Consistent Hashing for Cache Locality and Stickiness
The Problem Consistent Hashing Solves
Consistent hashing solves a critical problem in distributed caching and stateful routing: how do you map keys to servers such that adding or removing a server remaps only a minimal fraction of keys? With naive modulo hashing (hash(key) mod N), changing N from 10 to 11 servers remaps roughly 90% of keys, causing massive cache misses and state migration. Consistent hashing remaps only ~1/N of keys when adding one server to N existing servers.
How the Hash Ring Works
The algorithm maps both servers and keys onto a circular hash space (typically 0 to 2^32). Each server hashes to a position on the ring. To route a key, hash it to a position and walk clockwise until you hit the first server. When you add a new server, only keys that fall between it and the previous server clockwise get remapped. When you remove a server, its keys move to the next server clockwise. This locality property is what makes consistent hashing valuable: changes affect only neighboring keys, not the entire keyspace.
Virtual Nodes for Even Distribution
With only physical server positions, load distribution can be uneven. If servers hash to positions that are not uniformly spaced, some servers own larger arc segments and receive disproportionate traffic. Virtual nodes fix this: each physical server maps to 100-200 positions on the ring by hashing concatenations like "server1_0", "server1_1" through "server1_199". This smooths load across servers and bounds imbalance to roughly ±5-10%. More virtual nodes improve distribution but increase memory for the ring lookup table.
Hotspot Vulnerability
The key production trade-off is hotspot vulnerability.

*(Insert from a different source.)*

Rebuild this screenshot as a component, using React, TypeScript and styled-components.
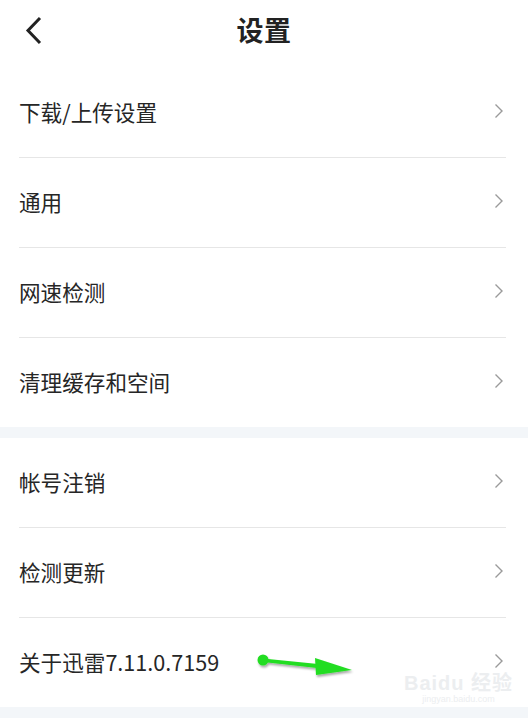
import * as React from 'react';
import styled, { createGlobalStyle } from 'styled-components';

const GlobalStyle = createGlobalStyle`
  html, body {
    margin: 0;
    padding: 0;
    background: #ffffff;
  }
  body {
    font-family: "Noto Sans CJK SC", "Noto Sans", Roboto, sans-serif;
  }
`;

const Page = styled.div`
  position: relative;
  width: 528px;
  height: 718px;
  overflow: hidden;
  background: #ffffff;
`;

const Header = styled.div`
  height: 68px;
  display: flex;
  align-items: center;
  justify-content: center;
  position: relative;
`;

const BackButton = styled.div`
  position: absolute;
  left: 24px;
  top: 15px;
  width: 24px;
  height: 32px;
  display: flex;
  align-items: center;
`;

const Title = styled.div`
  font-size: 27px;
  font-weight: 700;
  color: #222222;
  margin-top: -10px;
  letter-spacing: 0.5px;
`;

const Section = styled.div`
  display: flex;
  flex-direction: column;
`;

const Gap = styled.div<{ $h: number }>`
  height: ${(p) => p.$h}px;
  background: #f3f6f9;
`;

const Row = styled.div<{ $last?: boolean }>`
  height: 89px;
  margin: 0 22px 0 19px;
  display: flex;
  align-items: center;
  justify-content: space-between;
  border-bottom: ${(p) => (p.$last ? 'none' : '1px solid #e6e6e6')};
`;

const Label = styled.span`
  font-size: 21.6px;
  color: #262626;
  margin-top: -2px;
`;

const Chevron = styled.svg`
  width: 10px;
  height: 16px;
  margin-right: 2px;
  margin-top: -4px;
`;

const Annotation = styled.svg`
  position: absolute;
  left: 250px;
  top: 645px;
  width: 115px;
  height: 40px;
  overflow: visible;
`;

const Watermark = styled.div`
  position: absolute;
  left: 404px;
  top: 672px;
  display: flex;
  flex-direction: column;
  align-items: center;
  color: #eceef0;
  white-space: nowrap;
  font-family: "Liberation Sans", Arial, "Noto Sans CJK SC", sans-serif;
`;

const WatermarkMain = styled.span`
  font-size: 20px;
  font-weight: 700;
  letter-spacing: 1px;
  line-height: 22px;
`;

const WatermarkSub = styled.span`
  font-size: 9px;
  line-height: 11px;
`;

const Arrow = () => (
  <Chevron viewBox="0 0 10 16">
    <path d="M1.5 1.5 L8 8 L1.5 14.5" fill="none" stroke="#9a9a9a" strokeWidth="1.4" />
  </Chevron>
);

const group1 = ['下载/上传设置', '通用', '网速检测', '清理缓存和空间'];
const group2 = ['帐号注销', '检测更新', '关于迅雷7.11.0.7159'];

const App = () => (
  <>
    <GlobalStyle />
    <Page>
      <Header>
        <BackButton>
          <svg width="20" height="30" viewBox="0 0 20 30">
            <path d="M16 2 L4 14.5 L16 27" fill="none" stroke="#222" strokeWidth="3" />
          </svg>
        </BackButton>
        <Title>设置</Title>
      </Header>
      <Section>
        {group1.map((t, i) => (
          <Row key={t} $last={i === group1.length - 1}>
            <Label>{t}</Label>
            <Arrow />
          </Row>
        ))}
      </Section>
      <Gap $h={11} />
      <Section>
        {group2.map((t, i) => (
          <Row key={t} $last={i === group2.length - 1}>
            <Label>{t}</Label>
            <Arrow />
          </Row>
        ))}
      </Section>
      <Gap $h={11} />
      <Watermark>
        <WatermarkMain>Baidu 经验</WatermarkMain>
        <WatermarkSub>jingyan.baidu.com</WatermarkSub>
      </Watermark>
      <Annotation viewBox="0 0 115 40">
        <defs>
          <filter id="sh" x="-20%" y="-50%" width="140%" height="200%">
            <feDropShadow dx="1" dy="2" stdDeviation="1.2" floodColor="#000" floodOpacity="0.35" />
          </filter>
        </defs>
        <g filter="url(#sh)">
          <circle cx="13" cy="15" r="5.5" fill="#22dd22" />
          <path d="M13 13.5 L68 19 L67 23 L13 17 Z" fill="#22dd22" />
          <path d="M65 13 L102 25 L66 30 Z" fill="#22dd22" />
        </g>
      </Annotation>
    </Page>
  </>
);

export default App;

If one key (a celebrity profile, viral video, or popular API endpoint) dominates traffic, it pins to a single backend regardless of load. Unlike dynamic algorithms that detect overload and shed traffic, consistent hashing deterministically routes that key to the same server. Additionally, IP-based consistent hashing breaks when thousands of users behind carrier-grade NAT (CGNAT) collapse to 2-5 public IP addresses. Example: 100,000 RPS from a mobile carrier maps to 2 IPs, overloading 2 backends with 50,000 RPS each while others idle.
Mitigation Strategies
Bounded load hashing: Each key maps to top k servers on the ring; route to least loaded among them. Preserves locality while avoiding hotspots. Layer 7 cookie affinity: Instead of IP hash, use user ID or session cookie, distributing CGNAT users across backends. Rendezvous hashing: Alternative to ring-based; compute hash for each (key, server) pair, pick server with highest hash. Simpler, no virtual nodes needed, but O(N) per lookup versus O(log N) for ring with binary search.